Copy all the data exactly, except the pictures.

- Provided material
◆ ◆ ◆ ◆
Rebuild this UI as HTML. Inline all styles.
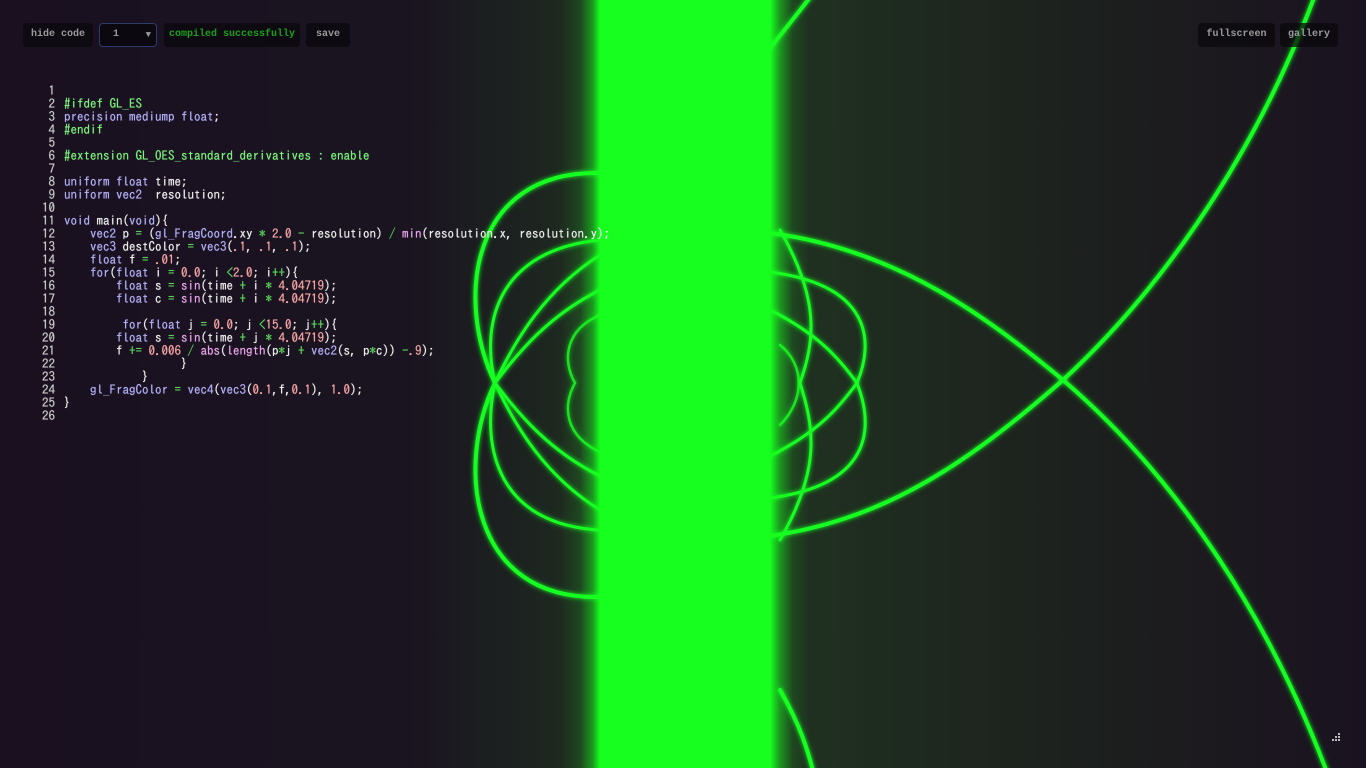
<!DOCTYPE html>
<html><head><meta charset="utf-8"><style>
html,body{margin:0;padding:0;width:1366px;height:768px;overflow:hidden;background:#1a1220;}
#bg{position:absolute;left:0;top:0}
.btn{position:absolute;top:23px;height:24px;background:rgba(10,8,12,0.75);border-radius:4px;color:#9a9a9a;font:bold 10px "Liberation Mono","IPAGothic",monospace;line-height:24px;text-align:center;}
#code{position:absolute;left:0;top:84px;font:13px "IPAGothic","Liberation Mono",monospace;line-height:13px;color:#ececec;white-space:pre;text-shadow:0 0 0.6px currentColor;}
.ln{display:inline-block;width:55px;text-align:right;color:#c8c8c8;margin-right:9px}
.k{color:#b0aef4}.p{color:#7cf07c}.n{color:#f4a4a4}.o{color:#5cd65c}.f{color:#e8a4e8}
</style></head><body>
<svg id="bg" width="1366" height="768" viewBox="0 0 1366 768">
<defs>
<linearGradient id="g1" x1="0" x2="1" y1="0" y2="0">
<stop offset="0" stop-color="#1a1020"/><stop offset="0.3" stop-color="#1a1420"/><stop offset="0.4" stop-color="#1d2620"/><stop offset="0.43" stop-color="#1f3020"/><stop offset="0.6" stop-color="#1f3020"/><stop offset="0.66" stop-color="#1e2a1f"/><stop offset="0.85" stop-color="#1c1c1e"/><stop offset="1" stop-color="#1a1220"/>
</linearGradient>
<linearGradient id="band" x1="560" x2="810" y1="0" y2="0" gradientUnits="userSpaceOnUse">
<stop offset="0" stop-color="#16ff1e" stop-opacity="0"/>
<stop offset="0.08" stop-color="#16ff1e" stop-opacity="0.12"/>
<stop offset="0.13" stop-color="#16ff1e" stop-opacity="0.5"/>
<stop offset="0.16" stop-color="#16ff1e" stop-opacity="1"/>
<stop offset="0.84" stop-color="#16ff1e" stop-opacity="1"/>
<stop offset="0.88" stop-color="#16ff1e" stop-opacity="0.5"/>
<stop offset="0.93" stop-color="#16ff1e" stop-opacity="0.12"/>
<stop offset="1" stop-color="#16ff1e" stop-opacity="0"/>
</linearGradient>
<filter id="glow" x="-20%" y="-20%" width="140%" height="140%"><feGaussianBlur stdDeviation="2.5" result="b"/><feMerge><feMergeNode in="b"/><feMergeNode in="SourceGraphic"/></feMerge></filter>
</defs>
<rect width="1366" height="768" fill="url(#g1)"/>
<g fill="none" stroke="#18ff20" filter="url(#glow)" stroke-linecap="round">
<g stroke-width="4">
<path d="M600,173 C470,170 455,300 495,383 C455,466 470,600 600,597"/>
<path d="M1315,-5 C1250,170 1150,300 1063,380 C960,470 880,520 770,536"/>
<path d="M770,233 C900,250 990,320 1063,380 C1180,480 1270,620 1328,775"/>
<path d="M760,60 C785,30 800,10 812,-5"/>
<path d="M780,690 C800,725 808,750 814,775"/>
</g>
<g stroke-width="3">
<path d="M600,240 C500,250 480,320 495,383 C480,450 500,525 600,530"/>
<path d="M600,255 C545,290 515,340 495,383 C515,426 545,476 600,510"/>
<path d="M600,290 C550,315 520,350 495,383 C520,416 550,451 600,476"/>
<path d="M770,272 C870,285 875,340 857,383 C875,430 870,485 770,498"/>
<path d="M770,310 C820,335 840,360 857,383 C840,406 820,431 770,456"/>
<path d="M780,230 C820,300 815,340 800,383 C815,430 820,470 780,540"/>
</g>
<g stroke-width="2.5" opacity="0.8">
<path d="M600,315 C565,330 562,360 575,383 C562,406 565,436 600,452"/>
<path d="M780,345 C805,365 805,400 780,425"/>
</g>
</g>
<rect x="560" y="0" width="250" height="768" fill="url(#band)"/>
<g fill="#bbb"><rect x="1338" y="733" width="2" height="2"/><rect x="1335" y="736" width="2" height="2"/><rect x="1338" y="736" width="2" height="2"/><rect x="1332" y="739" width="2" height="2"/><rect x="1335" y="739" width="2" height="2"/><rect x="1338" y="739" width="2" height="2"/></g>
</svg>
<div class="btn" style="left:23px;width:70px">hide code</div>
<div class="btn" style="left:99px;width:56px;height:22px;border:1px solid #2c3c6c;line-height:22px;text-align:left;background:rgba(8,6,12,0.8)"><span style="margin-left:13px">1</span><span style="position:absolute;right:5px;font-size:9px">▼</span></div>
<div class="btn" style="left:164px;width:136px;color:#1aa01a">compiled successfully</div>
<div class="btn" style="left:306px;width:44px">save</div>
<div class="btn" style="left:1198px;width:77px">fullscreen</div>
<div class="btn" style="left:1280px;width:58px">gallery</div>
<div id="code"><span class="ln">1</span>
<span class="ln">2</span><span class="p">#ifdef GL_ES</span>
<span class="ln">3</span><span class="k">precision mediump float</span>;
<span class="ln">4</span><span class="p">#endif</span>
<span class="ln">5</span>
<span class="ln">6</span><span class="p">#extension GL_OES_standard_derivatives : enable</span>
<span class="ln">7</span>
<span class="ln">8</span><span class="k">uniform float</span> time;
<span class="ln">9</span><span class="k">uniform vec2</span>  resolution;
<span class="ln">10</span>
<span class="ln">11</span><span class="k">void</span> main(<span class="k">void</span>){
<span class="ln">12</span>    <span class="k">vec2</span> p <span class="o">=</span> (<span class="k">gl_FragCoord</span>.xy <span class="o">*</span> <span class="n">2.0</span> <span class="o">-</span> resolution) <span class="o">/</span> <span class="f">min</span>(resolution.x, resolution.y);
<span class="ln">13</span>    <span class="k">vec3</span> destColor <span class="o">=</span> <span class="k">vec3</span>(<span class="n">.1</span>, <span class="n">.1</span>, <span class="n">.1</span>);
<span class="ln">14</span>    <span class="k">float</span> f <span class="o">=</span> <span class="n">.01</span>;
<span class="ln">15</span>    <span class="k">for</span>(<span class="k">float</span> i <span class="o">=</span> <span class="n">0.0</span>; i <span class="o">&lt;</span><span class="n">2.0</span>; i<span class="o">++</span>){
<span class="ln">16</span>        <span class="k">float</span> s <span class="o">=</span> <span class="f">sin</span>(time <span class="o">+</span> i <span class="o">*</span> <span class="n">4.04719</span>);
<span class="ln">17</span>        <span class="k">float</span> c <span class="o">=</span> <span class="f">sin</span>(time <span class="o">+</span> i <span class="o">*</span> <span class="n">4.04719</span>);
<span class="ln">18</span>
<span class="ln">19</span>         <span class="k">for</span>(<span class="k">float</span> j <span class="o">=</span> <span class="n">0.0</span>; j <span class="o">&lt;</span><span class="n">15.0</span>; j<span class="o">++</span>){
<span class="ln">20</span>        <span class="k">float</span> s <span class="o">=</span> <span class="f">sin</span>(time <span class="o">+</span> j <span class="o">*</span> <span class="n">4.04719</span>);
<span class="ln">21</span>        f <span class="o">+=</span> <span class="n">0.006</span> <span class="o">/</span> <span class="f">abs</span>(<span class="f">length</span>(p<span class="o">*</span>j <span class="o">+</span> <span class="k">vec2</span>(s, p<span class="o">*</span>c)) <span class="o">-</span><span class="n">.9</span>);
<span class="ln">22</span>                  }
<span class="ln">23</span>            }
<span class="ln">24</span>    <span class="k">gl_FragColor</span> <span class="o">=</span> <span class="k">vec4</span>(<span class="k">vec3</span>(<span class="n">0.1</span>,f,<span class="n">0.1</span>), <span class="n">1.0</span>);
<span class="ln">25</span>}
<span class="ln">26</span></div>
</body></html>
◆ ◆ ◆ ◆
- Worked solution
Rebuild this UI as HTML. Inline all styles.
<!DOCTYPE html>
<html><head><meta charset="utf-8"><style>
html,body{margin:0;padding:0;width:1366px;height:768px;overflow:hidden;background:#1a1220;}
#bg{position:absolute;left:0;top:0}
.btn{position:absolute;top:23px;height:24px;background:rgba(10,8,12,0.75);border-radius:4px;color:#9a9a9a;font:bold 10px "Liberation Mono","IPAGothic",monospace;line-height:24px;text-align:center;}
#code{position:absolute;left:0;top:84px;font:13px "IPAGothic","Liberation Mono",monospace;line-height:13px;color:#ececec;white-space:pre;text-shadow:0 0 0.6px currentColor;}
.ln{display:inline-block;width:55px;text-align:right;color:#c8c8c8;margin-right:9px}
.k{color:#b0aef4}.p{color:#7cf07c}.n{color:#f4a4a4}.o{color:#5cd65c}.f{color:#e8a4e8}
</style></head><body>
<svg id="bg" width="1366" height="768" viewBox="0 0 1366 768">
<defs>
<linearGradient id="g1" x1="0" x2="1" y1="0" y2="0">
<stop offset="0" stop-color="#1a1020"/><stop offset="0.3" stop-color="#1a1420"/><stop offset="0.4" stop-color="#1d2620"/><stop offset="0.43" stop-color="#1f3020"/><stop offset="0.6" stop-color="#1f3020"/><stop offset="0.66" stop-color="#1e2a1f"/><stop offset="0.85" stop-color="#1c1c1e"/><stop offset="1" stop-color="#1a1220"/>
</linearGradient>
<linearGradient id="band" x1="560" x2="810" y1="0" y2="0" gradientUnits="userSpaceOnUse">
<stop offset="0" stop-color="#16ff1e" stop-opacity="0"/>
<stop offset="0.08" stop-color="#16ff1e" stop-opacity="0.12"/>
<stop offset="0.13" stop-color="#16ff1e" stop-opacity="0.5"/>
<stop offset="0.16" stop-color="#16ff1e" stop-opacity="1"/>
<stop offset="0.84" stop-color="#16ff1e" stop-opacity="1"/>
<stop offset="0.88" stop-color="#16ff1e" stop-opacity="0.5"/>
<stop offset="0.93" stop-color="#16ff1e" stop-opacity="0.12"/>
<stop offset="1" stop-color="#16ff1e" stop-opacity="0"/>
</linearGradient>
<filter id="glow" x="-20%" y="-20%" width="140%" height="140%"><feGaussianBlur stdDeviation="2.5" result="b"/><feMerge><feMergeNode in="b"/><feMergeNode in="SourceGraphic"/></feMerge></filter>
</defs>
<rect width="1366" height="768" fill="url(#g1)"/>
<g fill="none" stroke="#18ff20" filter="url(#glow)" stroke-linecap="round">
<g stroke-width="4">
<path d="M600,173 C470,170 455,300 495,383 C455,466 470,600 600,597"/>
<path d="M1315,-5 C1250,170 1150,300 1063,380 C960,470 880,520 770,536"/>
<path d="M770,233 C900,250 990,320 1063,380 C1180,480 1270,620 1328,775"/>
<path d="M760,60 C785,30 800,10 812,-5"/>
<path d="M780,690 C800,725 808,750 814,775"/>
</g>
<g stroke-width="3">
<path d="M600,240 C500,250 480,320 495,383 C480,450 500,525 600,530"/>
<path d="M600,255 C545,290 515,340 495,383 C515,426 545,476 600,510"/>
<path d="M600,290 C550,315 520,350 495,383 C520,416 550,451 600,476"/>
<path d="M770,272 C870,285 875,340 857,383 C875,430 870,485 770,498"/>
<path d="M770,310 C820,335 840,360 857,383 C840,406 820,431 770,456"/>
<path d="M780,230 C820,300 815,340 800,383 C815,430 820,470 780,540"/>
</g>
<g stroke-width="2.5" opacity="0.8">
<path d="M600,315 C565,330 562,360 575,383 C562,406 565,436 600,452"/>
<path d="M780,345 C805,365 805,400 780,425"/>
</g>
</g>
<rect x="560" y="0" width="250" height="768" fill="url(#band)"/>
<g fill="#bbb"><rect x="1338" y="733" width="2" height="2"/><rect x="1335" y="736" width="2" height="2"/><rect x="1338" y="736" width="2" height="2"/><rect x="1332" y="739" width="2" height="2"/><rect x="1335" y="739" width="2" height="2"/><rect x="1338" y="739" width="2" height="2"/></g>
</svg>
<div class="btn" style="left:23px;width:70px">hide code</div>
<div class="btn" style="left:99px;width:56px;height:22px;border:1px solid #2c3c6c;line-height:22px;text-align:left;background:rgba(8,6,12,0.8)"><span style="margin-left:13px">1</span><span style="position:absolute;right:5px;font-size:9px">▼</span></div>
<div class="btn" style="left:164px;width:136px;color:#1aa01a">compiled successfully</div>
<div class="btn" style="left:306px;width:44px">save</div>
<div class="btn" style="left:1198px;width:77px">fullscreen</div>
<div class="btn" style="left:1280px;width:58px">gallery</div>
<div id="code"><span class="ln">1</span>
<span class="ln">2</span><span class="p">#ifdef GL_ES</span>
<span class="ln">3</span><span class="k">precision mediump float</span>;
<span class="ln">4</span><span class="p">#endif</span>
<span class="ln">5</span>
<span class="ln">6</span><span class="p">#extension GL_OES_standard_derivatives : enable</span>
<span class="ln">7</span>
<span class="ln">8</span><span class="k">uniform float</span> time;
<span class="ln">9</span><span class="k">uniform vec2</span>  resolution;
<span class="ln">10</span>
<span class="ln">11</span><span class="k">void</span> main(<span class="k">void</span>){
<span class="ln">12</span>    <span class="k">vec2</span> p <span class="o">=</span> (<span class="k">gl_FragCoord</span>.xy <span class="o">*</span> <span class="n">2.0</span> <span class="o">-</span> resolution) <span class="o">/</span> <span class="f">min</span>(resolution.x, resolution.y);
<span class="ln">13</span>    <span class="k">vec3</span> destColor <span class="o">=</span> <span class="k">vec3</span>(<span class="n">.1</span>, <span class="n">.1</span>, <span class="n">.1</span>);
<span class="ln">14</span>    <span class="k">float</span> f <span class="o">=</span> <span class="n">.01</span>;
<span class="ln">15</span>    <span class="k">for</span>(<span class="k">float</span> i <span class="o">=</span> <span class="n">0.0</span>; i <span class="o">&lt;</span><span class="n">2.0</span>; i<span class="o">++</span>){
<span class="ln">16</span>        <span class="k">float</span> s <span class="o">=</span> <span class="f">sin</span>(time <span class="o">+</span> i <span class="o">*</span> <span class="n">4.04719</span>);
<span class="ln">17</span>        <span class="k">float</span> c <span class="o">=</span> <span class="f">sin</span>(time <span class="o">+</span> i <span class="o">*</span> <span class="n">4.04719</span>);
<span class="ln">18</span>
<span class="ln">19</span>         <span class="k">for</span>(<span class="k">float</span> j <span class="o">=</span> <span class="n">0.0</span>; j <span class="o">&lt;</span><span class="n">15.0</span>; j<span class="o">++</span>){
<span class="ln">20</span>        <span class="k">float</span> s <span class="o">=</span> <span class="f">sin</span>(time <span class="o">+</span> j <span class="o">*</span> <span class="n">4.04719</span>);
<span class="ln">21</span>        f <span class="o">+=</span> <span class="n">0.006</span> <span class="o">/</span> <span class="f">abs</span>(<span class="f">length</span>(p<span class="o">*</span>j <span class="o">+</span> <span class="k">vec2</span>(s, p<span class="o">*</span>c)) <span class="o">-</span><span class="n">.9</span>);
<span class="ln">22</span>                  }
<span class="ln">23</span>            }
<span class="ln">24</span>    <span class="k">gl_FragColor</span> <span class="o">=</span> <span class="k">vec4</span>(<span class="k">vec3</span>(<span class="n">0.1</span>,f,<span class="n">0.1</span>), <span class="n">1.0</span>);
<span class="ln">25</span>}
<span class="ln">26</span></div>
</body></html>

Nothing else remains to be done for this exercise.